Xanthinurie

Klassifikation nach ICD-10
E79.8Sonstige Störungen des Purin- und Pyrimidinstoffwechsels
ICD-10 online (WHO-Version 2019)

Die hereditäre Xanthinurie ist eine autosomal-rezessiv vererbte Stoffwechselkrankheit. Dabei handelt es sich um eine Störung im Purinstoffwechsel. Es liegt eine Schwäche des Enzyms Xanthin-Oxidase (XO) vor.

Epidemiologie

Die Xanthinurie ist eine sehr seltene Erkrankung. Aber noch wesentlich seltener wird sie erkannt. Der Zeitpunkt der Erstmanifestation kann extrem variieren. Es können zum einen bereits im Säuglingsalter, zum anderen aber erst im fortgeschrittenen Senium die ersten Symptome entstehen. Tendenziell betrifft die Xanthinurie aber Kinder. Subklinische (symptomlose) Verlaufsformen finden sich nicht selten. Eine iatrogene (ärztlich verursachte) Xanthinurie kommt manchmal bei Gichtpatienten durch Applikation des XO-Inhibitors (Xanthinoxidasehemmer) Allopurinol vor. Auch ein Kofaktormangel (Eisen, FAD, Molybdän) des Enzyms kann dessen Aktivität drosseln, und eine Xanthinurie bedingen.

Pathogenese

Die Xanthinoxidase katalysiert die Umwandlung von Hypoxanthin und Xanthin zu Harnsäure. Dies geschieht hauptsächlich in der Leber und in den Darmepithelien. Dort ist die Xanthinoxidaseaktivität am höchsten. Als Nebenprodukt dieses Oxidierungsprozesses entsteht Wasserstoffperoxid (H2O2), welches mittels Peroxidasen entfernt werden muss.

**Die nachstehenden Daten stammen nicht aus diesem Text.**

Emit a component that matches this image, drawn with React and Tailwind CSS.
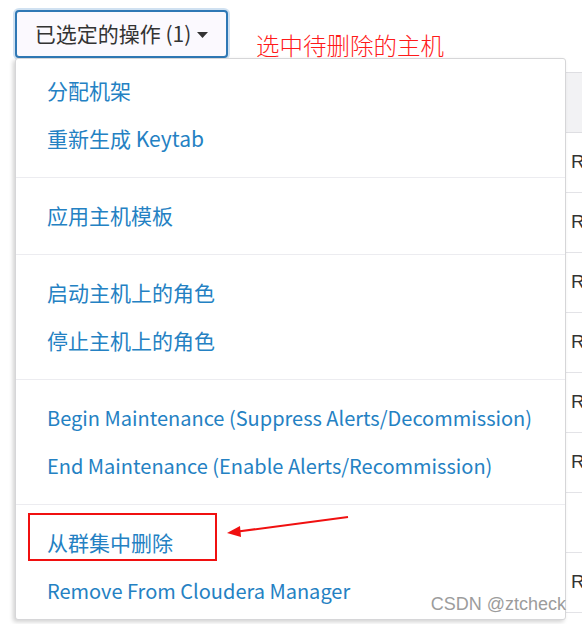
import React from "react";

const font = { fontFamily: '"Noto Sans CJK SC", "Noto Sans", sans-serif' };

// latin: true -> the item is set a touch smaller, like the reference
const groups = [
  [{ t: "分配机架" }, { t: "重新生成 Keytab" }],
  [{ t: "应用主机模板" }],
  [{ t: "启动主机上的角色" }, { t: "停止主机上的角色" }],
  [
    { t: "Begin Maintenance (Suppress Alerts/Decommission)", latin: true },
    { t: "End Maintenance (Enable Alerts/Recommission)", latin: true },
  ],
  [{ t: "从群集中删除" }, { t: "Remove From Cloudera Manager", latin: true }],
];

const rows = ["R", "R", "R", "R", "Ro", "Ro", "", "Ro"];

function Caret() {
  return (
    <svg width="11" height="6" viewBox="0 0 11 6" className="ml-[6px] mt-[2px]">
      <path d="M0 0 L11 0 L5.5 6 Z" fill="#333" />
    </svg>
  );
}

export default function App() {
  return (
    <div
      className="relative w-[582px] h-[624px] overflow-hidden bg-white"
      style={font}
    >
      {/* top bar */}
      <div className="flex items-end pt-[7px] pl-[15px] h-[58px]">
        <button
          type="button"
          className="flex items-center justify-center w-[213px] h-[48px] rounded-[4px] border-2 border-[#2f78b5] bg-[#fbf9fe] text-[#333] text-[21px] shadow-[0_0_0_2px_rgba(120,170,215,0.35)]"
        >
          已选定的操作 (1)
          <Caret />
        </button>
        <span
          className="ml-[28px] mb-[1px] text-[23.5px] leading-none text-[#ff1a1a] font-light"
          style={{ fontFamily: '"Noto Sans CJK SC", serif' }}
        >
          选中待删除的主机
        </span>
      </div>

      {/* table behind the menu */}
      <div className="ml-[300px] mt-[14px] text-[#333] text-[19px]">
        <div className="h-[61px] bg-[#f2f2f4] border-y border-[#dedee2]" />
        {rows.map((r, i) => (
          <div
            key={i}
            className="flex items-center h-[60px] border-b border-[#e3e3e7] pl-[271px] whitespace-nowrap"
            style={{ fontFamily: '"Liberation Sans", sans-serif' }}
          >
            {r}
          </div>
        ))}
      </div>

      {/* dropdown menu */}
      <div className="absolute left-[15px] top-[58px] w-[551px] h-[562px] bg-white border border-[#d6d6d8] rounded-[3px] shadow-[-2px_2px_4px_rgba(0,0,0,0.18)] pt-[8px]">
        {groups.map((g, gi) => (
          <div key={gi}>
            {gi > 0 && <div className="h-px bg-[#ececf0] my-[14px]" />}
            {g.map((item) => (
              <div
                key={item.t}
                className={
                  item.latin
                    ? "flex items-center h-[48px] pl-[31px] text-[20px] text-[#2481c3] whitespace-nowrap"
                    : "flex items-center h-[48px] pl-[31px] text-[21px] text-[#2481c3] whitespace-nowrap"
                }
              >
                {item.t}
              </div>
            ))}
          </div>
        ))}
      </div>

      {/* annotation */}
      <div className="absolute left-[28px] top-[513px] w-[189px] h-[48px] border-2 border-[#f01010]" />
      <svg
        className="absolute left-0 top-0"
        width="582"
        height="624"
        viewBox="0 0 582 624"
      >
        <line x1="348" y1="517" x2="238" y2="531.5" stroke="#f01010" strokeWidth="2" />
        <path d="M227 533 L240 526 L241 537 Z" fill="#f01010" />
      </svg>

      <div
        className="absolute right-[16px] bottom-[6px] text-[18px] text-[#9c9c9c]"
        style={{ fontFamily: '"Liberation Sans", sans-serif' }}
      >
        CSDN @ztcheck
      </div>
    </div>
  );
}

Ein Mangel an Xanthinoxidase führt zu einer Senkung des Harnsäurespiegels, sowie zum Rückstau und somit eines Anstiegs der Blutspiegel von Xanthin und Hypoxanthin. Für Hypoxanthin besitzt der menschliche Stoffwechsel (Intermediärmetabolismus) die alternative Möglichkeit des Abbaus über den Salvage-Pathway (mittels des Enzyms Hypoxanthin-Phosphoribosyltransferase und Rückführung in den Purinstoffwechsel) – deshalb ist der Hypoxanthinspiegel weniger stark erhöht. Das sehr gut nierengängige Xanthin hingegen kann nicht wiederverwertet werden, es muss ausgeschieden werden, und wird nun massenhaft über den Harn ausgeschieden. In den ableitenden Harnwegen kommt es infolge zu den o. g. Krankheitssymptome.

Diagnose

Richtungsweisend für die Diagnose sind die hohen Xanthinspiegel in Blut und Harn. Die Xanthinausscheidung kann um das 15fache gesteigert sein. Der Hypoxanthinspiegel ist, aufgrund dessen Wiederverwertung weniger deutlich erhöht.

Symptomatik

Da Xanthin eine ausgezeichnete Nierengängigkeit (renale Clearance) besitzt, beschränken sich die Symptome fast ausschließlich auf die ableitenden Harnwege. Nur sehr selten kann es auch zu Xanthinablagerungen in anderen Organen, wie z. B. der Muskulatur kommen. Die Xanthinurie Typ II geht einher mit verlangsamter geistigen Entwicklung, Autismus, kortikalen Nierenzysten, einer Nephrokalzinose, Osteopenie, gestörter Haarbildung und Zahnentwicklungsstörungen.[1]

Man findet

  • Nephrolithiasis bzw. Urolithiasis: Xanthinsteine in den Nieren und ableitenden Harnwegen,
  • Kristallurie: Ausscheiden von Harnkristallen

und im Extremfall

Therapie

Eine spezifische Therapie existiert nicht. Die Patienten müssen sehr viel trinken und sich purinarm ernähren. Möglichst gemieden werden sollten Fisch (besonders Sardinen, Makrelen und Anchovis) und Fleisch (besonders die Innereien), außerdem Muscheln und Hülsenfrüchte. Auch viele Alkoholika, speziell Bier, enthalten Purine.

Einzelnachweise

  1. R. Zannolli, V. Micheli u. a.: Hereditary xanthinuria type II associated with mental delay, autism, cortical renal cysts, nephrocalcinosis, osteopenia, and hair and teeth defects. In: Journal of Medical Genetics. Band 40, Nummer 11, November 2003, S. e121, ISSN 1468-6244. PMID 14627688. PMC 1735325 (freier Volltext).